* Supplied material:
※ ※ ※

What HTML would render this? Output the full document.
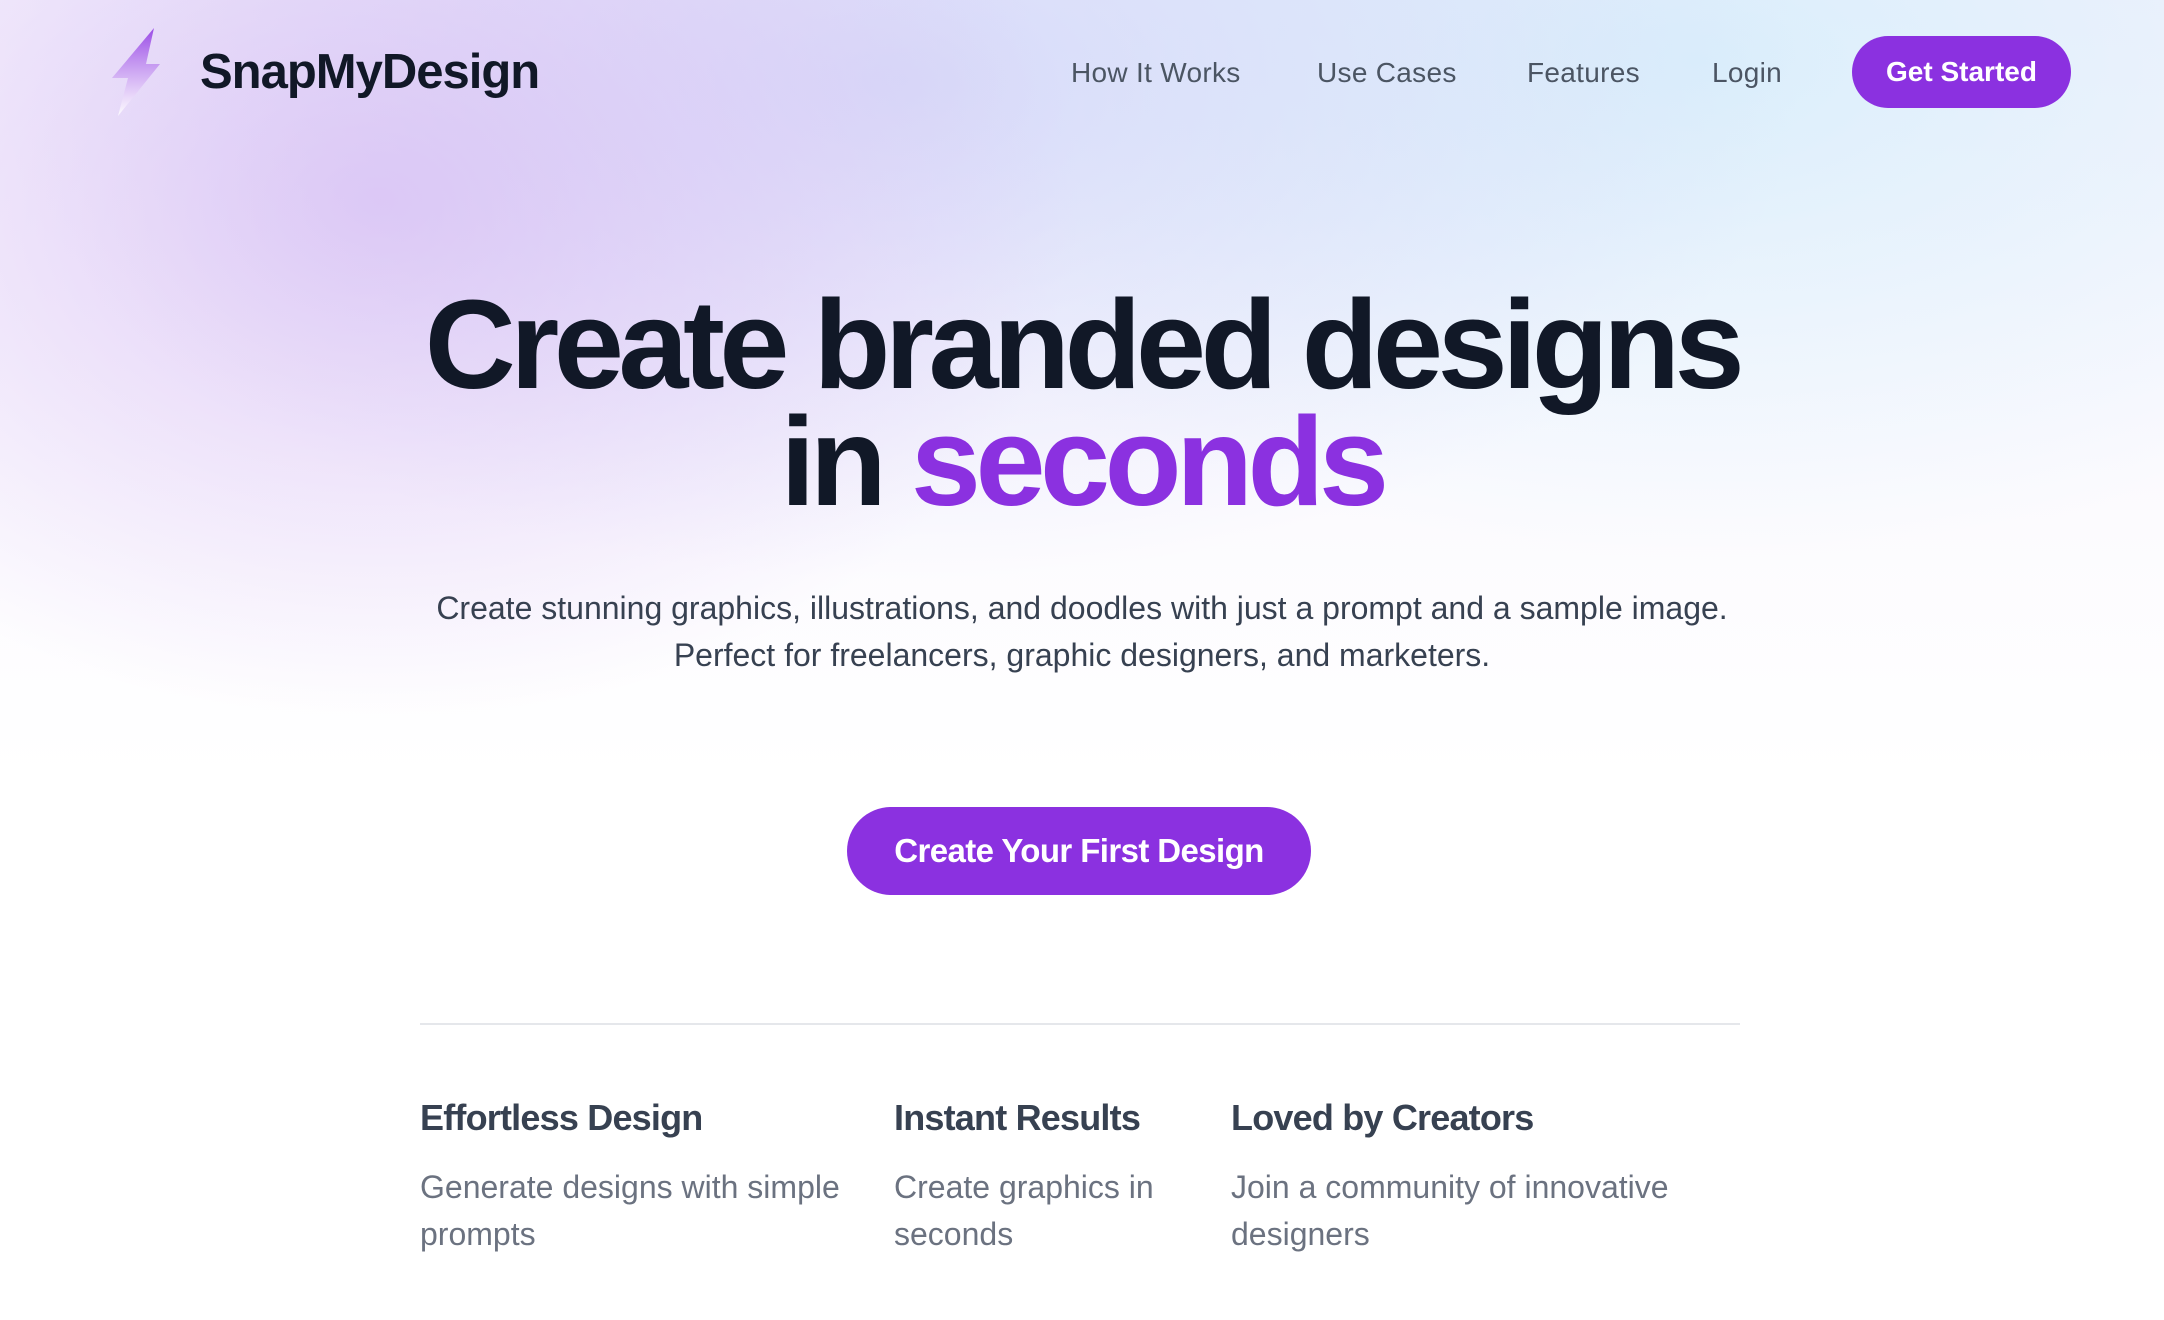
<!DOCTYPE html>
<html><head><meta charset="utf-8">
<style>
*{margin:0;padding:0;box-sizing:border-box}
html,body{width:2164px;height:1320px;overflow:hidden;background:#fff;font-family:"Liberation Sans",Arial,sans-serif}
.bg{position:absolute;inset:0;
background:
radial-gradient(ellipse 700px 520px at 380px 200px, rgba(205,170,240,0.55), rgba(205,170,240,0) 100%),
radial-gradient(ellipse 900px 500px at 900px 80px, rgba(190,195,245,0.5), rgba(190,195,245,0) 100%),
radial-gradient(ellipse 900px 500px at 1700px 60px, rgba(200,235,250,0.6), rgba(200,235,250,0) 100%),
linear-gradient(180deg, rgba(240,235,252,0.6) 0px, rgba(255,255,255,0) 780px);}
.abs{position:absolute}
.nav{font-size:28px;color:#4b5563;top:57px;letter-spacing:0.3px}
.btn{background:#8b31e0;color:#fff;font-weight:bold;border-radius:50px;display:flex;align-items:center;justify-content:center}
h1{position:absolute;left:0;width:2164px;text-align:center;font-size:126px;letter-spacing:-5.5px;font-weight:bold;color:#111827;line-height:117px;top:286px}
.p{position:absolute;left:0;width:2164px;text-align:center;font-size:32px;color:#374151;line-height:47px;top:585px}
.fh{font-size:36px;font-weight:bold;color:#374151;top:1097px;letter-spacing:-0.8px}
.fd{font-size:32px;color:#6b7280;line-height:47px;top:1164px}
</style></head><body>
<div class="bg"></div>
<svg class="abs" style="left:110px;top:26px" width="56" height="94" viewBox="0 0 56 94">
<defs><linearGradient id="g" x1="0" y1="0" x2="0" y2="1"><stop offset="0" stop-color="#9b4de6"/><stop offset="1" stop-color="#ffffff" stop-opacity="0.9"/></linearGradient></defs>
<path d="M44 2 L36 38 L50 38 L8 90 L18 52 L2 52 Z" fill="url(#g)"/>
</svg>
<div class="abs" style="left:200px;top:44px;font-size:49px;font-weight:bold;color:#111827;letter-spacing:-1px">SnapMyDesign</div>
<div class="abs nav" style="left:1071px">How It Works</div>
<div class="abs nav" style="left:1317px">Use Cases</div>
<div class="abs nav" style="left:1527px">Features</div>
<div class="abs nav" style="left:1712px">Login</div>
<div class="abs btn" style="left:1852px;top:36px;width:219px;height:72px;font-size:28px">Get Started</div>
<h1>Create branded designs<br>in <span style="color:#8b31e0">seconds</span></h1>
<div class="p">Create stunning graphics, illustrations, and doodles with just a prompt and a sample image.<br>Perfect for freelancers, graphic designers, and marketers.</div>
<div class="abs btn" style="left:847px;top:807px;width:464px;height:88px;font-size:33px;letter-spacing:-0.6px">Create Your First Design</div>
<div class="abs" style="left:420px;top:1023px;width:1320px;height:2px;background:#e5e7eb"></div>
<div class="abs fh" style="left:420px">Effortless Design</div>
<div class="abs fh" style="left:894px">Instant Results</div>
<div class="abs fh" style="left:1231px">Loved by Creators</div>
<div class="abs fd" style="left:420px;width:450px">Generate designs with simple prompts</div>
<div class="abs fd" style="left:894px;width:300px">Create graphics in seconds</div>
<div class="abs fd" style="left:1231px;width:470px">Join a community of innovative designers</div>
</body></html>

※ ※ ※

* Stated goal: Restate the full listing verbatim and drop every picture.

* Answer for the task:
What HTML would render this? Output the full document.
<!DOCTYPE html>
<html><head><meta charset="utf-8">
<style>
*{margin:0;padding:0;box-sizing:border-box}
html,body{width:2164px;height:1320px;overflow:hidden;background:#fff;font-family:"Liberation Sans",Arial,sans-serif}
.bg{position:absolute;inset:0;
background:
radial-gradient(ellipse 700px 520px at 380px 200px, rgba(205,170,240,0.55), rgba(205,170,240,0) 100%),
radial-gradient(ellipse 900px 500px at 900px 80px, rgba(190,195,245,0.5), rgba(190,195,245,0) 100%),
radial-gradient(ellipse 900px 500px at 1700px 60px, rgba(200,235,250,0.6), rgba(200,235,250,0) 100%),
linear-gradient(180deg, rgba(240,235,252,0.6) 0px, rgba(255,255,255,0) 780px);}
.abs{position:absolute}
.nav{font-size:28px;color:#4b5563;top:57px;letter-spacing:0.3px}
.btn{background:#8b31e0;color:#fff;font-weight:bold;border-radius:50px;display:flex;align-items:center;justify-content:center}
h1{position:absolute;left:0;width:2164px;text-align:center;font-size:126px;letter-spacing:-5.5px;font-weight:bold;color:#111827;line-height:117px;top:286px}
.p{position:absolute;left:0;width:2164px;text-align:center;font-size:32px;color:#374151;line-height:47px;top:585px}
.fh{font-size:36px;font-weight:bold;color:#374151;top:1097px;letter-spacing:-0.8px}
.fd{font-size:32px;color:#6b7280;line-height:47px;top:1164px}
</style></head><body>
<div class="bg"></div>
<svg class="abs" style="left:110px;top:26px" width="56" height="94" viewBox="0 0 56 94">
<defs><linearGradient id="g" x1="0" y1="0" x2="0" y2="1"><stop offset="0" stop-color="#9b4de6"/><stop offset="1" stop-color="#ffffff" stop-opacity="0.9"/></linearGradient></defs>
<path d="M44 2 L36 38 L50 38 L8 90 L18 52 L2 52 Z" fill="url(#g)"/>
</svg>
<div class="abs" style="left:200px;top:44px;font-size:49px;font-weight:bold;color:#111827;letter-spacing:-1px">SnapMyDesign</div>
<div class="abs nav" style="left:1071px">How It Works</div>
<div class="abs nav" style="left:1317px">Use Cases</div>
<div class="abs nav" style="left:1527px">Features</div>
<div class="abs nav" style="left:1712px">Login</div>
<div class="abs btn" style="left:1852px;top:36px;width:219px;height:72px;font-size:28px">Get Started</div>
<h1>Create branded designs<br>in <span style="color:#8b31e0">seconds</span></h1>
<div class="p">Create stunning graphics, illustrations, and doodles with just a prompt and a sample image.<br>Perfect for freelancers, graphic designers, and marketers.</div>
<div class="abs btn" style="left:847px;top:807px;width:464px;height:88px;font-size:33px;letter-spacing:-0.6px">Create Your First Design</div>
<div class="abs" style="left:420px;top:1023px;width:1320px;height:2px;background:#e5e7eb"></div>
<div class="abs fh" style="left:420px">Effortless Design</div>
<div class="abs fh" style="left:894px">Instant Results</div>
<div class="abs fh" style="left:1231px">Loved by Creators</div>
<div class="abs fd" style="left:420px;width:450px">Generate designs with simple prompts</div>
<div class="abs fd" style="left:894px;width:300px">Create graphics in seconds</div>
<div class="abs fd" style="left:1231px;width:470px">Join a community of innovative designers</div>
</body></html>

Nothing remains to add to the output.